I tried using REST API naming conventions. For example:  
`v1/products` -- returns all products or gives 404  
`v1/products/<productID>` -- returns a specific product or gives 404  
The above two resources do not have to exist at a database level. The assumption is that API routes are generally decoupled from a database logic and mainly serve the purpose of readability.  
`v1/products/<productID>/reviews` -- returns all reviews for a specific product (can as well be implemented)   
`v1/products/<productID>/reviews/stats` -- returns review statistics for a specific product  
`v1/products/<productID>/reviews/stats?date=22` -- returns review statistics for a specific product filtered by date

I also tried striking a balance between processing complex queries on the db server-side (might be slow), back-end (extra network costs associated with transferring excessive data) and readability. For example, I decided to process the percentage distribution in python for the first route to avoid scanning the table twice or unreadable pipeline code.

> 4) _both routes should allow the end-user to optionally filter by review date_ 

Given the time constraints, I opted for filtering based on the `unixReviewTime` attribute with query strings in the form of `?date=1375056000`. However, an alternative in the form of `?date=07-29-2013` might be more human-readable (and would require either converting the unix time inside the functions or filtering on `reviewTime` with further string parsing).

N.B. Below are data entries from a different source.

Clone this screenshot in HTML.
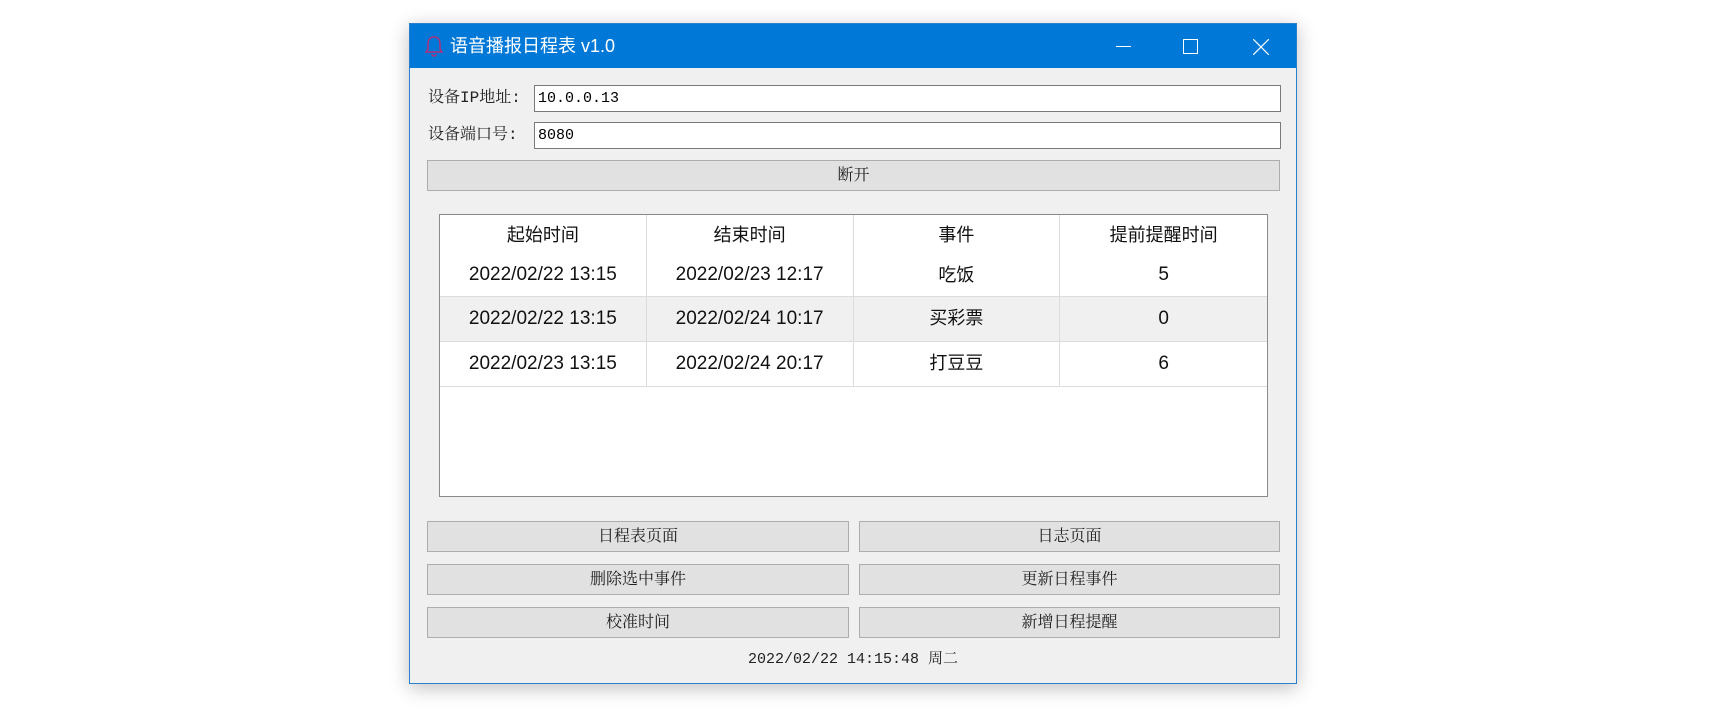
<!DOCTYPE html>
<html><head><meta charset="utf-8"><style>
*{margin:0;padding:0;box-sizing:border-box}
body{width:1716px;height:713px;background:#fff;position:relative;overflow:hidden;font-family:"Liberation Mono","Noto Serif CJK SC",serif}
.win{position:absolute;left:409px;top:23px;width:888px;height:661px;background:#f0f0f0;border:1px solid #2b7fcf;box-shadow:0 4px 18px rgba(0,0,0,.25)}
.title{position:absolute;left:0;top:0;width:886px;height:44px;background:#0078d7;color:#fff;font-family:"Liberation Sans","Noto Sans CJK SC",sans-serif;font-size:18px;line-height:44px}
.abs{position:absolute}
.lbl{position:absolute;font-size:16px;color:#222;line-height:27px}
.inp{position:absolute;background:#fff;border:1px solid #7a7a7a;font-size:15px;line-height:25px;padding-left:3px;color:#000}
.btn{position:absolute;background:#e1e1e1;border:1px solid #adadad;font-size:16px;color:#222;text-align:center}
.tbl{position:absolute;left:29px;top:190px;width:829px;height:283px;background:#fff;border:1px solid #8a8a8a;overflow:hidden;font-family:"Liberation Sans","Noto Sans CJK SC",sans-serif;color:#111}
.row{position:absolute;left:0;width:827px;display:flex}
.row div{width:207px;text-align:center;border-right:1px solid #dcdcdc;font-size:19px}
.row div:last-child{border-right:none}
.row .c{font-size:18px}
</style></head><body>
<div class="win">
 <div class="title">
  <svg class="abs" style="left:14px;top:11px" width="20" height="22" viewBox="0 0 20 22"><path d="M10 2c-4 0-6 3-6 7v5l-2 3h16l-2-3V9c0-4-2-7-6-7z M8 19a2 2 0 0 0 4 0" fill="none" stroke="#b0307a" stroke-width="1.5"/></svg>
  <span class="abs" style="left:40px;top:0">语音播报日程表 v1.0</span>
  <div class="abs" style="left:706px;top:22px;width:15px;height:1px;background:#fff"></div>
  <div class="abs" style="left:773px;top:15px;width:15px;height:15px;border:1px solid #fff"></div>
  <svg class="abs" style="left:843px;top:15px" width="16" height="16"><path d="M0 0L16 16M16 0L0 16" stroke="#fff" stroke-width="1.2"/></svg>
 </div>
 <div class="lbl" style="left:18px;top:61px">设备IP地址:</div>
 <div class="inp" style="left:124px;top:61px;width:747px;height:27px">10.0.0.13</div>
 <div class="lbl" style="left:18px;top:98px">设备端口号:</div>
 <div class="inp" style="left:124px;top:98px;width:747px;height:27px">8080</div>
 <div class="btn" style="left:17px;top:136px;width:853px;height:31px;line-height:31px">断开</div>
 <div class="tbl">
  <div class="row" style="top:0;height:41px;line-height:41px"><div class="c">起始时间</div><div class="c">结束时间</div><div class="c">事件</div><div class="c">提前提醒时间</div></div>
  <div class="row" style="top:41px;height:40px;line-height:38px"><div>2022/02/22 13:15</div><div>2022/02/23 12:17</div><div class="c">吃饭</div><div>5</div></div>
  <div class="row" style="top:81px;height:45px;line-height:43px;background:#f0f0f0;border-top:1px solid #dcdcdc"><div>2022/02/22 13:15</div><div>2022/02/24 10:17</div><div class="c">买彩票</div><div>0</div></div>
  <div class="row" style="top:126px;height:46px;line-height:43px;border-top:1px solid #dcdcdc;border-bottom:1px solid #dcdcdc"><div>2022/02/23 13:15</div><div>2022/02/24 20:17</div><div class="c">打豆豆</div><div>6</div></div>
 </div>
 <div class="btn" style="left:17px;top:497px;width:422px;height:31px;line-height:31px">日程表页面</div>
 <div class="btn" style="left:449px;top:497px;width:421px;height:31px;line-height:31px">日志页面</div>
 <div class="btn" style="left:17px;top:540px;width:422px;height:31px;line-height:31px">删除选中事件</div>
 <div class="btn" style="left:449px;top:540px;width:421px;height:31px;line-height:31px">更新日程事件</div>
 <div class="btn" style="left:17px;top:583px;width:422px;height:31px;line-height:31px">校准时间</div>
 <div class="btn" style="left:449px;top:583px;width:421px;height:31px;line-height:31px">新增日程提醒</div>
 <div class="abs" style="left:0;width:886px;top:624px;text-align:center;font-size:15px;color:#222;line-height:24px">2022/02/22 14:15:48 周二</div>
</div>
</body></html>
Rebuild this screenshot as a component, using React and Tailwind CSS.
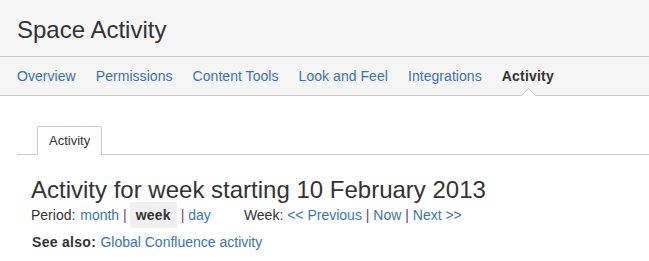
import React from "react";

const navItems = [
  "Overview",
  "Permissions",
  "Content Tools",
  "Look and Feel",
  "Integrations",
];

const App = () => {
  return (
    <div className="w-[649px] h-[261px] bg-white text-[#333] font-['Liberation_Sans',Arial,sans-serif] overflow-hidden">
      <div className="bg-[#f5f5f5] border-b border-[#ccc] h-[57px] px-[17px] pt-[15px]">
        <h1 className="text-[24px] leading-[30px]">Space Activity</h1>
      </div>
      <div className="bg-[#f5f5f5] border-b border-[#ccc] h-[39px] px-[7px] flex items-stretch">
        {navItems.map((item) => (
          <a
            key={item}
            href="#"
            className="px-[10px] flex items-center text-[14px] tracking-[0.05px] text-[#3b73af]"
          >
            {item}
          </a>
        ))}
        <span className="relative px-[10px] flex items-center text-[14px] tracking-[0.2px] font-bold text-[#333]">
          Activity
          <span className="absolute left-1/2 -ml-[5px] -bottom-[6px] w-[11px] h-[11px] rotate-45 bg-white border-l border-t border-[#ccc]"></span>
        </span>
      </div>

      <div className="pl-[17px] pt-[30px]">
        <div className="border-b border-[#ccc] flex pl-[20px]">
          <div className="-mb-px bg-white border border-b-0 border-[#ccc] h-[29px] px-[11px] flex items-center text-[13px] rounded-t-[2px]">
            Activity
          </div>
        </div>

        <div className="px-[14px] pt-[22px]">
          <h2 className="text-[24px] leading-[26px]">
            Activity for week starting 10 February 2013
          </h2>
          <div className="-mt-px h-[26px] flex items-center text-[14px] whitespace-pre">
            <span>Period: </span>
            <a href="#" className="ml-px text-[#3b73af]">month</a>
            <span className="text-[#6b3f7c]"> |</span>
            <span className="ml-[3px] h-[26px] px-[6px] flex items-center bg-[#f0f0f0] font-bold tracking-[0.2px]">week</span>
            <span className="text-[#6b3f7c] ml-[4px]">| </span>
            <a href="#" className="text-[#3b73af]">day</a>
            <span className="ml-[33px]">Week: </span>
            <a href="#" className="text-[#3b73af]">&lt;&lt; Previous</a>
            <span className="text-[#6b3f7c]"> | </span>
            <a href="#" className="text-[#3b73af]">Now</a>
            <span className="text-[#6b3f7c]"> | </span>
            <a href="#" className="text-[#3b73af]">Next &gt;&gt;</a>
          </div>
          <div className="mt-[4px] pl-px text-[14px] leading-[20px] whitespace-pre">
            <span className="font-bold tracking-[0.3px]">See also: </span>
            <a href="#" className="text-[#3b73af]">Global Confluence activity</a>
          </div>
        </div>
      </div>
    </div>
  );
};

export default App;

> 5) _your app should follow coding best-practices (at a minimum, it should be well-documented, preferably with unit tests)_

Even though I used pytest to enforce TDD in the past, I got a bit confused about how to do it properly for APIs. I assumed that trying to embrace unit testing in this case would slow me down (rather than help me) and decided to rely on manual tests -- comparing return values of the functions with CLI querying of the database using raw SQL.